27 Agustus 2009

Mereka Masih Lekat dengan Perbudakan

Selasa, 25 Agustus 2009

Pekerja Rumah Tangga


Sinar Harapan

OLEH: WAHYU DRAMASTUTI/HERU GUNTORO

Pengantar redaksi:

Tak bisa disangkal, sebagian besar keluarga membutuhkan jasa PRT untuk menyelesaikan pekerjaan rumah tangga. Apalagi bagi keluarga suami-istri yang sama-sama bekerja di luar rumah. Tetapi entah sadar atau tidak, selama ini kita kurang menghargai mereka secara layak. Untuk itu, SH menurunkan laporan khususnya hari ini.


Jakarta – Masih ingat kasus Nirmala Bonat, pekerja rumah tangga (PRT) migran asal Flores, Nusa Tenggara Timur (NTT) yang disiksa majikannya di Malaysia? PRT ini dadanya disetrika, badannya disiram air panas hingga melepuh, dan kepalanya dipukul hanger hingga luka parah. Kejadian ini mencuat tahun 2004.


Di paruh tahun 2009 ini, kisah lebih memilukan ter­ung­kap dari kasus Siti Hajar, PRT migran dari Garut, Jawa Barat, yang dianiaya majikannya di Malaysia. Ia selain disiram air panas, juga sering dipukul dengan martil dan kayu di sekujur tubuhnya, serta dilukai dengan gunting di rumah majikannya di Kondominium Mont Kiara, Kuala Lumpur. Selain itu, ia tidak pernah menerima gaji selama masa kerjanya, 34 bulan, dari majikannya yang bernama Hau Yuan Tyn alias Michelle.


Kalau merunut peristiwa ke belakang, kasus penyiksaan terhadap PRT juga terjadi di dalam negeri. Kasus Sulastri di tahun 1990-an, misalnya, yang disiksa oleh keluarga majikannya yang seorang anggota Majelis Permusyawaratan Rak­yat (MPR), Muchdarsyah. Aki­bat­nya, ia mengalami luka-luka fisik, termasuk botak di kepala dan ada bekas halus setrikaan di badan. Namun, akhirnya Much­dar­syah dibebaskan oleh pe­ngadilan dengan alasan tidak ada saksi dalam kasus tersebut. 

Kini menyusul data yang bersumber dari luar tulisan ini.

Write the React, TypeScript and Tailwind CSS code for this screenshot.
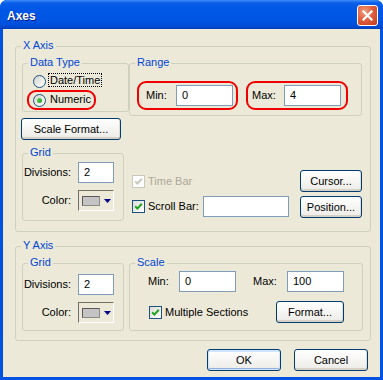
import React from "react";

function Group({ label, className, children }: { label: string; className: string; children?: React.ReactNode }) {
  return (
    <div className={`relative border border-[#D0D0BF] rounded-[3px] ${className}`}>
      <span className="absolute -top-[8px] left-[5px] px-[2px] bg-[#ECE9D8] text-[#0046D5] leading-[13px] whitespace-nowrap">
        {label}
      </span>
      {children}
    </div>
  );
}

function Btn({ label, className, isDefault }: { label: string; className: string; isDefault?: boolean }) {
  return (
    <div
      className={`flex items-center justify-center rounded-[3px] border border-[#003C74] bg-gradient-to-b from-white to-[#ECEBE6] ${
        isDefault
          ? "shadow-[inset_0_0_0_1px_#CEE7FF,inset_0_-2px_0_#97AEE2,inset_0_2px_0_#CEE7FF]"
          : "shadow-[inset_0_-2px_0_#D6D0C5,inset_-1px_0_0_#E2DED3]"
      } ${className}`}
    >
      <span className="leading-[13px]">{label}</span>
    </div>
  );
}

function Check({ disabled }: { disabled?: boolean }) {
  return (
    <span
      className={`w-[13px] h-[13px] shrink-0 flex items-center justify-center border ${
        disabled ? "border-[#CAC8BB] bg-white" : "border-[#1C5180] bg-gradient-to-br from-[#DCDCD7] to-white"
      }`}
    >
      <svg width="9" height="9" viewBox="0 0 9 9">
        <polyline
          points="1.2,4.2 3.4,6.6 7.8,1.8"
          fill="none"
          stroke={disabled ? "#CAC8BB" : "#21A121"}
          strokeWidth="2"
        />
      </svg>
    </span>
  );
}

function Radio({ checked }: { checked?: boolean }) {
  return (
    <span className="w-[13px] h-[13px] shrink-0 rounded-full border border-[#1C5180] bg-gradient-to-br from-[#D4D4CF] to-white flex items-center justify-center">
      {checked && <span className="w-[5px] h-[5px] rounded-full bg-gradient-to-br from-[#55D455] to-[#21A121]" />}
    </span>
  );
}

function TextBox({ value, className }: { value: string; className: string }) {
  return (
    <div className={`h-[21px] border border-[#7F9DB9] bg-white pl-[5px] flex items-center ${className}`}>
      <span className="leading-[13px]">{value}</span>
    </div>
  );
}

function ColorPick() {
  return (
    <div className="w-[36px] h-[21px] border border-t-[#716F64] border-l-[#716F64] border-r-white border-b-white bg-[#ECE9D8] flex items-center">
      <span className="ml-[3px] w-[18px] h-[10px] border border-t-[#5A5A5A] border-l-[#5A5A5A] border-r-[#8A8A8A] border-b-[#8A8A8A] bg-[#C4C4C4]" />
      <svg className="ml-[4px]" width="7" height="4" viewBox="0 0 7 4">
        <polygon points="0,0 7,0 3.5,4" fill="#000080" />
      </svg>
    </div>
  );
}

export default function App() {
  return (
    <div className="w-[383px] h-[380px] bg-[#0053E2] rounded-t-[7px] overflow-hidden flex flex-col font-['Liberation_Sans',Arial,sans-serif] text-[11px] leading-[13px] text-black">
      {/* title bar */}
      <div className="h-[29px] shrink-0 flex items-start pl-[7px] pr-[5px] bg-[linear-gradient(to_bottom,#3C8CF8_0px,#0A5EE8_3px,#0058E6_8px,#0055E3_20px,#004CD6_26px,#003DB8_29px)]">
        <span className="mt-[9px] text-[12px] leading-[14px] font-bold text-white [text-shadow:1px_1px_0_#0A1883]">
          Axes
        </span>
        <div className="ml-auto mt-[5px] w-[21px] h-[21px] rounded-[3px] border border-white bg-[radial-gradient(circle_at_35%_30%,#F0A080_0%,#E06040_45%,#C0391A_100%)] flex items-center justify-center">
          <svg width="11" height="11" viewBox="0 0 11 11">
            <path d="M1.5 1.5 L9.5 9.5 M9.5 1.5 L1.5 9.5" stroke="white" strokeWidth="2.2" strokeLinecap="square" />
          </svg>
        </div>
      </div>

      {/* client area */}
      <div className="mx-[3px] h-[348px] bg-[#ECE9D8] flex flex-col">
        {/* X Axis */}
        <Group label="X Axis" className="ml-[12px] mt-[17px] w-[356px] h-[186px] shrink-0">
          <div className="flex pl-[6px] pt-[16px]">
            {/* left column */}
            <div className="w-[107px] flex flex-col">
              <Group label="Data Type" className="w-[107px] h-[49px]">
                <div className="flex flex-col pl-[10px] pt-[9px]">
                  <div className="flex items-start">
                    <span className="mt-[2px]">
                      <Radio />
                    </span>
                    <span className="ml-[2px] px-[1px] border border-dotted border-black leading-[12px]">Date/Time</span>
                  </div>
                  <div className="flex items-start mt-[4px]">
                    <span className="mt-[2px]">
                      <Radio checked />
                    </span>
                    <span className="ml-[2px] px-[1px] border border-transparent leading-[12px]">Numeric</span>
                  </div>
                </div>
                <div className="absolute left-[4px] top-[26px] w-[69px] h-[20px] border-2 border-[#F00000] rounded-[9px]" />
              </Group>
              <Btn label="Scale Format..." className="-ml-[1px] mt-[6px] w-[100px] h-[22px]" />
              <Group label="Grid" className="mt-[13px] w-[102px] h-[68px]">
                <div className="flex flex-col pt-[8px]">
                  <div className="flex items-center">
                    <span className="w-[48px] text-right">Divisions:</span>
                    <TextBox value="2" className="ml-[7px] w-[36px]" />
                  </div>
                  <div className="flex items-center mt-[7px]">
                    <span className="w-[48px] text-right">Color:</span>
                    <span className="ml-[7px]">
                      <ColorPick />
                    </span>
                  </div>
                </div>
              </Group>
            </div>
            {/* right column */}
            <div className="w-[233px] flex flex-col">
              <Group label="Range" className="w-[233px] h-[53px]">
                <div className="flex items-center pt-[21px] pl-[16px]">
                  <span className="w-[30px]">Min:</span>
                  <TextBox value="0" className="w-[57px]" />
                  <span className="ml-[19px] w-[32px]">Max:</span>
                  <TextBox value="4" className="w-[57px]" />
                </div>
                <div className="absolute left-[7px] top-[17px] w-[101px] h-[29px] border-2 border-[#F00000] rounded-[9px]" />
                <div className="absolute left-[116px] top-[17px] w-[102px] h-[29px] border-2 border-[#F00000] rounded-[9px]" />
              </Group>
              <div className="mt-[54px] flex items-center h-[22px]">
                <span className="ml-[3px]">
                  <Check disabled />
                </span>
                <span className="ml-[3px] text-[#ACA899]">Time Bar</span>
                <Btn label="Cursor..." className="ml-auto w-[62px] h-[22px]" />
              </div>
              <div className="mt-[4px] flex items-start h-[22px]">
                <span className="ml-[3px] mt-[4px]">
                  <Check />
                </span>
                <span className="ml-[3px] mt-[4px] w-[55px]">Scroll Bar:</span>
                <TextBox value="" className="w-[86px]" />
                <Btn label="Position..." className="ml-auto w-[62px] h-[22px]" />
              </div>
            </div>
          </div>
        </Group>

        {/* Y Axis */}
        <Group label="Y Axis" className="ml-[12px] mt-[14px] w-[356px] h-[95px] shrink-0">
          <div className="flex pl-[6px] pt-[16px]">
            <Group label="Grid" className="w-[102px] h-[68px]">
              <div className="flex flex-col pt-[10px]">
                <div className="flex items-center">
                  <span className="w-[48px] text-right">Divisions:</span>
                  <TextBox value="2" className="ml-[7px] w-[36px]" />
                </div>
                <div className="flex items-center mt-[7px]">
                  <span className="w-[48px] text-right">Color:</span>
                  <span className="ml-[7px]">
                    <ColorPick />
                  </span>
                </div>
              </div>
            </Group>
            <Group label="Scale" className="ml-[5px] w-[234px] h-[68px]">
              <div className="flex flex-col pt-[7px]">
                <div className="flex items-center pl-[18px]">
                  <span className="w-[31px]">Min:</span>
                  <TextBox value="0" className="w-[57px]" />
                  <span className="ml-[17px] w-[34px]">Max:</span>
                  <TextBox value="100" className="w-[57px]" />
                </div>
                <div className="flex items-center mt-[9px] h-[22px]">
                  <div className="w-[146px] flex items-center pl-[19px]">
                    <Check />
                    <span className="ml-[3px] whitespace-nowrap">Multiple Sections</span>
                  </div>
                  <Btn label="Format..." className="w-[68px] h-[22px]" />
                </div>
              </div>
            </Group>
          </div>
        </Group>

        {/* bottom buttons */}
        <div className="mt-[8px] flex justify-end gap-[13px] pr-[12px]">
          <Btn label="OK" className="w-[74px] h-[22px]" isDefault />
          <Btn label="Cancel" className="w-[74px] h-[22px]" />
        </div>
      </div>
    </div>
  );
}
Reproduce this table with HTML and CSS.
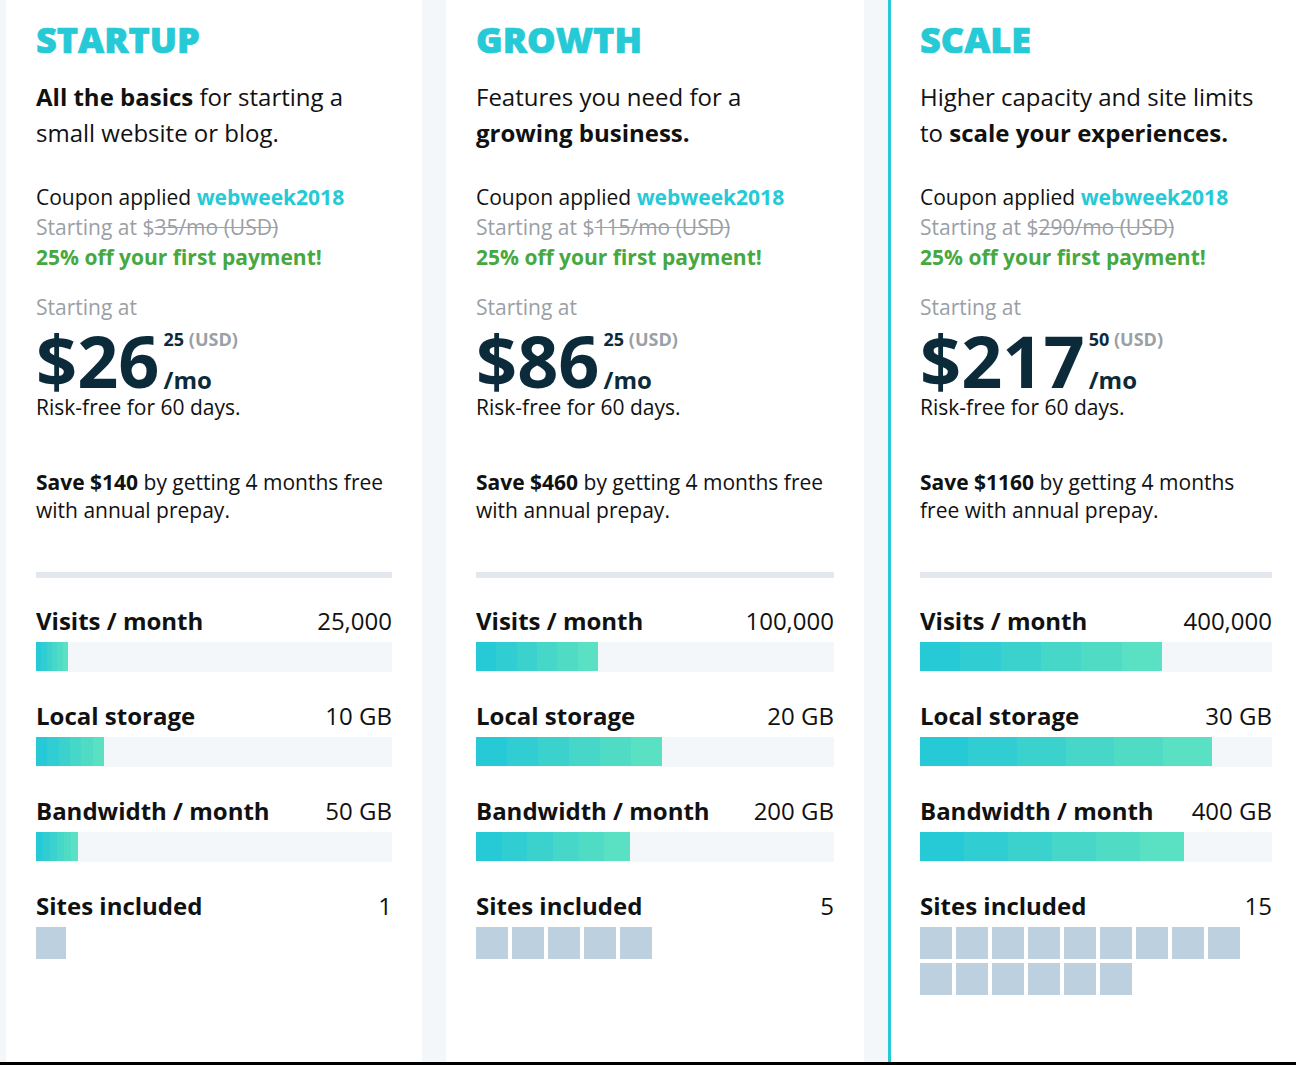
FILE: index.html
```html
<!DOCTYPE html>
<html lang="en">
<head>
<meta charset="utf-8">
<title>Plans</title>
<link rel="stylesheet" href="styles.css">
</head>
<body>
<main class="plans">
  <section class="card">
    <h2 class="card__title">STARTUP</h2>
    <p class="card__tagline"><strong>All the basics</strong> for starting a small website or blog.</p>
    <div class="coupon">
      <div>Coupon applied <strong class="coupon__code">webweek2018</strong></div>
      <div class="coupon__old">Starting at $<s>35/mo (USD)</s></div>
      <div class="coupon__off">25% off your first payment!</div>
    </div>
    <div class="start-label">Starting at</div>
    <div class="price">
      <span class="price__amount">$26</span>
      <span class="price__side">
        <span class="price__cents">25 <span class="price__cur">(USD)</span></span>
        <span class="price__per">/mo</span>
      </span>
    </div>
    <div class="risk">Risk-free for 60 days.</div>
    <p class="save"><strong>Save $140</strong> by getting 4 months free with annual prepay.</p>
    <div class="divider"></div>
    <div class="metric">
      <div class="metric__head"><span class="metric__label">Visits / month</span><span class="metric__value">25,000</span></div>
      <div class="bar"><div class="bar__fill" style="width:32px"></div></div>
    </div>
    <div class="metric">
      <div class="metric__head"><span class="metric__label">Local storage</span><span class="metric__value">10 GB</span></div>
      <div class="bar"><div class="bar__fill" style="width:68px"></div></div>
    </div>
    <div class="metric">
      <div class="metric__head"><span class="metric__label">Bandwidth / month</span><span class="metric__value">50 GB</span></div>
      <div class="bar"><div class="bar__fill" style="width:42px"></div></div>
    </div>
    <div class="metric">
      <div class="metric__head"><span class="metric__label">Sites included</span><span class="metric__value">1</span></div>
      <div class="sites"><span class="site site--narrow"></span></div>
    </div>
  </section>

  <section class="card">
    <h2 class="card__title">GROWTH</h2>
    <p class="card__tagline">Features you need for a <strong>growing business.</strong></p>
    <div class="coupon">
      <div>Coupon applied <strong class="coupon__code">webweek2018</strong></div>
      <div class="coupon__old">Starting at $<s>115/mo (USD)</s></div>
      <div class="coupon__off">25% off your first payment!</div>
    </div>
    <div class="start-label">Starting at</div>
    <div class="price">
      <span class="price__amount">$86</span>
      <span class="price__side">
        <span class="price__cents">25 <span class="price__cur">(USD)</span></span>
        <span class="price__per">/mo</span>
      </span>
    </div>
    <div class="risk">Risk-free for 60 days.</div>
    <p class="save"><strong>Save $460</strong> by getting 4 months free with annual prepay.</p>
    <div class="divider"></div>
    <div class="metric">
      <div class="metric__head"><span class="metric__label">Visits / month</span><span class="metric__value">100,000</span></div>
      <div class="bar"><div class="bar__fill" style="width:122px"></div></div>
    </div>
    <div class="metric">
      <div class="metric__head"><span class="metric__label">Local storage</span><span class="metric__value">20 GB</span></div>
      <div class="bar"><div class="bar__fill" style="width:186px"></div></div>
    </div>
    <div class="metric">
      <div class="metric__head"><span class="metric__label">Bandwidth / month</span><span class="metric__value">200 GB</span></div>
      <div class="bar"><div class="bar__fill" style="width:154px"></div></div>
    </div>
    <div class="metric">
      <div class="metric__head"><span class="metric__label">Sites included</span><span class="metric__value">5</span></div>
      <div class="sites">
        <span class="site"></span><span class="site"></span><span class="site"></span><span class="site"></span><span class="site"></span>
      </div>
    </div>
  </section>

  <section class="card card--featured">
    <h2 class="card__title">SCALE</h2>
    <p class="card__tagline">Higher capacity and site limits to <strong>scale your experiences.</strong></p>
    <div class="coupon">
      <div>Coupon applied <strong class="coupon__code">webweek2018</strong></div>
      <div class="coupon__old">Starting at $<s>290/mo (USD)</s></div>
      <div class="coupon__off">25% off your first payment!</div>
    </div>
    <div class="start-label">Starting at</div>
    <div class="price">
      <span class="price__amount">$217</span>
      <span class="price__side">
        <span class="price__cents">50 <span class="price__cur">(USD)</span></span>
        <span class="price__per">/mo</span>
      </span>
    </div>
    <div class="risk">Risk-free for 60 days.</div>
    <p class="save"><strong>Save $1160</strong> by getting 4 months free with annual prepay.</p>
    <div class="divider"></div>
    <div class="metric">
      <div class="metric__head"><span class="metric__label">Visits / month</span><span class="metric__value">400,000</span></div>
      <div class="bar"><div class="bar__fill" style="width:242px"></div></div>
    </div>
    <div class="metric">
      <div class="metric__head"><span class="metric__label">Local storage</span><span class="metric__value">30 GB</span></div>
      <div class="bar"><div class="bar__fill" style="width:292px"></div></div>
    </div>
    <div class="metric">
      <div class="metric__head"><span class="metric__label">Bandwidth / month</span><span class="metric__value">400 GB</span></div>
      <div class="bar"><div class="bar__fill" style="width:264px"></div></div>
    </div>
    <div class="metric">
      <div class="metric__head"><span class="metric__label">Sites included</span><span class="metric__value">15</span></div>
      <div class="sites">
        <span class="site"></span><span class="site"></span><span class="site"></span><span class="site"></span><span class="site"></span>
        <span class="site"></span><span class="site"></span><span class="site"></span><span class="site"></span><span class="site"></span>
        <span class="site"></span><span class="site"></span><span class="site"></span><span class="site"></span><span class="site"></span>
      </div>
    </div>
  </section>
</main>
</body>
</html>
```

FILE: styles.css
```css
* { box-sizing: border-box; }

html, body {
  margin: 0;
  padding: 0;
}

body {
  width: 1296px;
  height: 1065px;
  overflow: hidden;
  background: #f3f7fa;
  font-family: "Open Sans", "DejaVu Sans", sans-serif;
  color: #111;
}

.plans {
  display: grid;
  grid-template-columns: 416px 418px 408px;
  column-gap: 24px;
  padding-left: 6px;
  height: 1065px;
  border-bottom: 3px solid #000;
}

.card {
  background: #fff;
  padding: 17px 30px 0 30px;
  display: flex;
  flex-direction: column;
}

.card--featured {
  border-left: 3px solid #26c9d6;
  padding-left: 29px;
  padding-right: 24px;
}

.card__title {
  margin: 0;
  font-size: 36px;
  line-height: 46px;
  font-weight: 800;
  color: #26c9d6;
  -webkit-text-stroke: 0.7px #26c9d6;
  letter-spacing: 0;
}

.card__tagline {
  margin: 16px 0 0;
  font-size: 24px;
  line-height: 36px;
  font-weight: 400;
}

.card__tagline strong { font-weight: 700; }

.coupon {
  margin-top: 31px;
  font-size: 21px;
  line-height: 30px;
}

.coupon__code {
  color: #26c9d6;
  font-weight: 700;
}

.coupon__old {
  color: #9aa0a5;
}

.coupon__old s {
  text-decoration-thickness: 1px;
}

.coupon__off {
  color: #46a83e;
  font-weight: 700;
}

.start-label {
  margin-top: 20px;
  font-size: 21px;
  line-height: 30px;
  color: #9aa0a5;
}

.price {
  display: flex;
  margin-top: 5px;
  color: #0b2a3a;
}

.price__amount {
  font-size: 72px;
  line-height: 66px;
  font-weight: 700;
}

.price__side {
  display: flex;
  flex-direction: column;
  justify-content: space-between;
  margin-left: 4px;
  padding: 2px 0 1px;
  font-weight: 700;
}

.price__cents {
  font-size: 18px;
  line-height: 20px;
}

.price__cur { color: #9aa0a5; }

.price__per {
  font-size: 24px;
  line-height: 24px;
}

.risk {
  font-size: 21px;
  line-height: 28px;
}

.save {
  margin: 47px 0 0;
  font-size: 21px;
  line-height: 28px;
}

.save strong { font-weight: 700; }

.divider {
  margin-top: 48px;
  height: 6px;
  background: #e2e8ed;
}

.metric {
  margin-top: 28px;
}

.metric + .metric {
  margin-top: 29px;
}

.metric__head {
  display: flex;
  justify-content: space-between;
  align-items: baseline;
  font-size: 24px;
  line-height: 30px;
}

.metric__label { font-weight: 700; }

.metric__value { font-weight: 400; }

.bar {
  margin-top: 6px;
  height: 30px;
  background: #f3f7fa;
}

.bar__fill {
  height: 29px;
  background: linear-gradient(90deg,
    #26c9d6 0 16.6%,
    #30cdd2 16.6% 33.3%,
    #3bd2ce 33.3% 50%,
    #46d7c9 50% 66.6%,
    #50dbc5 66.6% 83.3%,
    #5ae0c2 83.3% 100%);
}

.sites {
  margin-top: 6px;
  display: flex;
  flex-wrap: wrap;
  gap: 4px;
}

.site {
  width: 32px;
  height: 32px;
  background: #bdd0df;
}

.site--narrow { width: 30px; }
```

Merebaknya kisah pilu yang tidak manusiawi ini mendorong beberapa lembaga swadaya masyarakat (LSM) memperjuangkan terwujudnya Undang-Undang Perlindungan PRT. Bahkan di level internasional, sedang digodok terbitnya Konvensi ILO (Organisasi Buruh Sedunia) mengenai Perlindungan PRT. 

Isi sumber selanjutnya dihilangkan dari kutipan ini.